**Input rows:**
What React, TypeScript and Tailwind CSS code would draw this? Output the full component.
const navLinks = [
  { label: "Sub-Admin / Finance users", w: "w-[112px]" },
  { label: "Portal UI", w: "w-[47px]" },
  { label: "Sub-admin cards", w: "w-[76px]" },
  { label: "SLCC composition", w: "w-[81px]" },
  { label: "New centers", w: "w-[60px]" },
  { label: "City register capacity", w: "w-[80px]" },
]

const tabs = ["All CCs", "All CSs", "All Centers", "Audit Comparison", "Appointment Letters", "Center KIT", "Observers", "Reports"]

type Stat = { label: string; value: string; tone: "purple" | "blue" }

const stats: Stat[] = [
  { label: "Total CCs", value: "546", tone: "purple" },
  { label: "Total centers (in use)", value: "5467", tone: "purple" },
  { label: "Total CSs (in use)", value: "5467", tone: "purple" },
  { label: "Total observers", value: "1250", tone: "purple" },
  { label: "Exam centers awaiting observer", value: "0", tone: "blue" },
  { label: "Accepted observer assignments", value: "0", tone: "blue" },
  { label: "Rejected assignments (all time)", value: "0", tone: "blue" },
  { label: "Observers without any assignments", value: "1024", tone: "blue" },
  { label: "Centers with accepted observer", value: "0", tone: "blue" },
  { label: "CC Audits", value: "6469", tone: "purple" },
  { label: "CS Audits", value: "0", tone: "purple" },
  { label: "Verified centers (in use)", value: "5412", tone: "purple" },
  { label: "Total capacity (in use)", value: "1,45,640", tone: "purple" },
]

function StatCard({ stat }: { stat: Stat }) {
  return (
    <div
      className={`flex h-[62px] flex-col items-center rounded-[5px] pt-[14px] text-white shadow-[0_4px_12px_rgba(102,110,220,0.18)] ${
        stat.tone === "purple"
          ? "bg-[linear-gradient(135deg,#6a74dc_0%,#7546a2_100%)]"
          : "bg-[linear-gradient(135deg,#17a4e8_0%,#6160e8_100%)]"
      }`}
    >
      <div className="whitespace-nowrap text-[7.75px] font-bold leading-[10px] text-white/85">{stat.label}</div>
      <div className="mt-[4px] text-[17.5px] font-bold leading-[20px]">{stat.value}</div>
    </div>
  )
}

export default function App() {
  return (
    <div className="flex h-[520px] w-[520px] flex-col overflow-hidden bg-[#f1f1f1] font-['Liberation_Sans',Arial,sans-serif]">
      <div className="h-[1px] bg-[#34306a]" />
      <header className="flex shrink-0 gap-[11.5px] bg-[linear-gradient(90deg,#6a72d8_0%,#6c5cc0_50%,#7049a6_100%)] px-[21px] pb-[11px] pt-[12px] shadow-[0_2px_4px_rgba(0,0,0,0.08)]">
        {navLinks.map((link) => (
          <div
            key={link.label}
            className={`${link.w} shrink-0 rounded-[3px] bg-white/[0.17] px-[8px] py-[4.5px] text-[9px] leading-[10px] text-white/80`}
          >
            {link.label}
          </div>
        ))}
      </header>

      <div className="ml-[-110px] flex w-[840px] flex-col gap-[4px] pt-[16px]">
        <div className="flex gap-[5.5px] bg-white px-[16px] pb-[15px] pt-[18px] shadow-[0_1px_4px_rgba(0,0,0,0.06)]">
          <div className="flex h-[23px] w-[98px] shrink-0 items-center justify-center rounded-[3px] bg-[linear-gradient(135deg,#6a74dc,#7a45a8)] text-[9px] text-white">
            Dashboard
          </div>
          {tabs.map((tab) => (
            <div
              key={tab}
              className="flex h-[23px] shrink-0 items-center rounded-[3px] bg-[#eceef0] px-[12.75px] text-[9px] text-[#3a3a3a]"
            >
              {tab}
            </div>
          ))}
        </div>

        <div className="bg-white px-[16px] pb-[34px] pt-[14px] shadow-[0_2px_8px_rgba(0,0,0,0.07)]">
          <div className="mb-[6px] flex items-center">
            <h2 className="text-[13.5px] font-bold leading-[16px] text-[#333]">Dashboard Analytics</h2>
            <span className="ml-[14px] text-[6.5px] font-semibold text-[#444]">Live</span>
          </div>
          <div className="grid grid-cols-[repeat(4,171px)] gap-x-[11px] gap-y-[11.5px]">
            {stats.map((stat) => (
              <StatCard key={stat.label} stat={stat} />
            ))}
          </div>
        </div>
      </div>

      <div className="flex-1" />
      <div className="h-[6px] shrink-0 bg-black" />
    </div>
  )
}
==
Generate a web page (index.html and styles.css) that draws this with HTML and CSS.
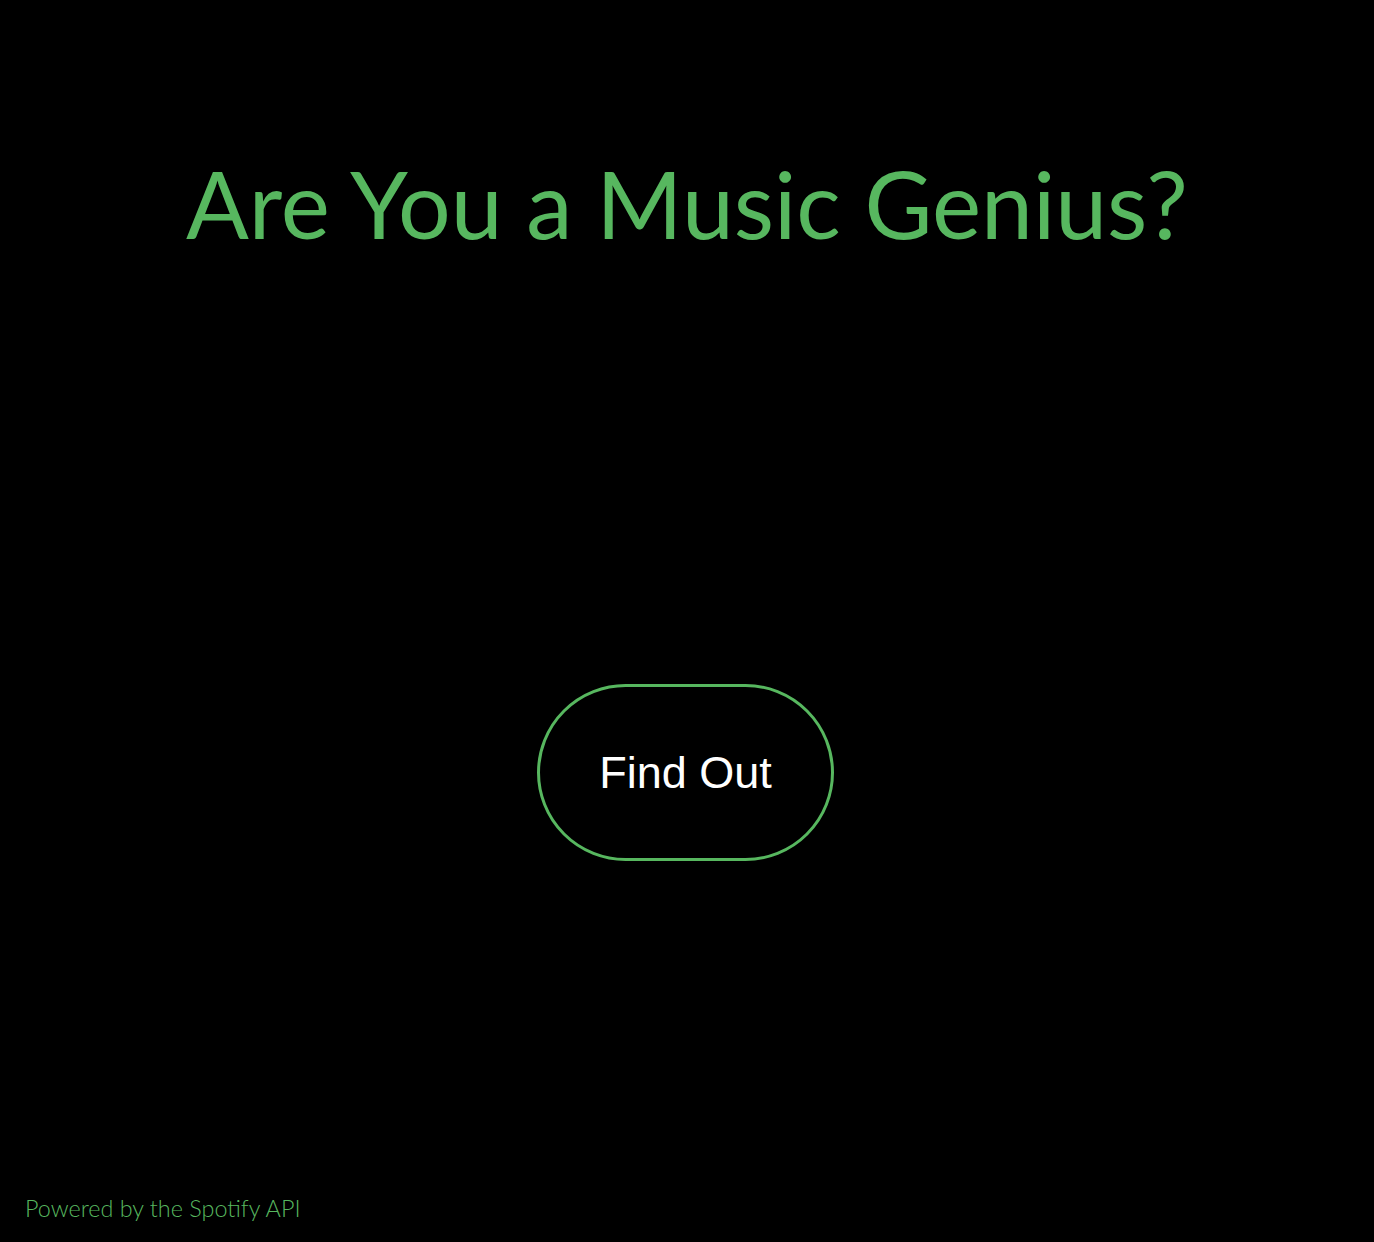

**Directions:**
Which lines above run from the one containing "What React, TypeScript" down to the one containing "string; value: string;"? Repeat exactly those, both ends included, and nothing else.

**The completed task:**
What React, TypeScript and Tailwind CSS code would draw this? Output the full component.
const navLinks = [
  { label: "Sub-Admin / Finance users", w: "w-[112px]" },
  { label: "Portal UI", w: "w-[47px]" },
  { label: "Sub-admin cards", w: "w-[76px]" },
  { label: "SLCC composition", w: "w-[81px]" },
  { label: "New centers", w: "w-[60px]" },
  { label: "City register capacity", w: "w-[80px]" },
]

const tabs = ["All CCs", "All CSs", "All Centers", "Audit Comparison", "Appointment Letters", "Center KIT", "Observers", "Reports"]

type Stat = { label: string; value: string; tone: "purple" | "blue" }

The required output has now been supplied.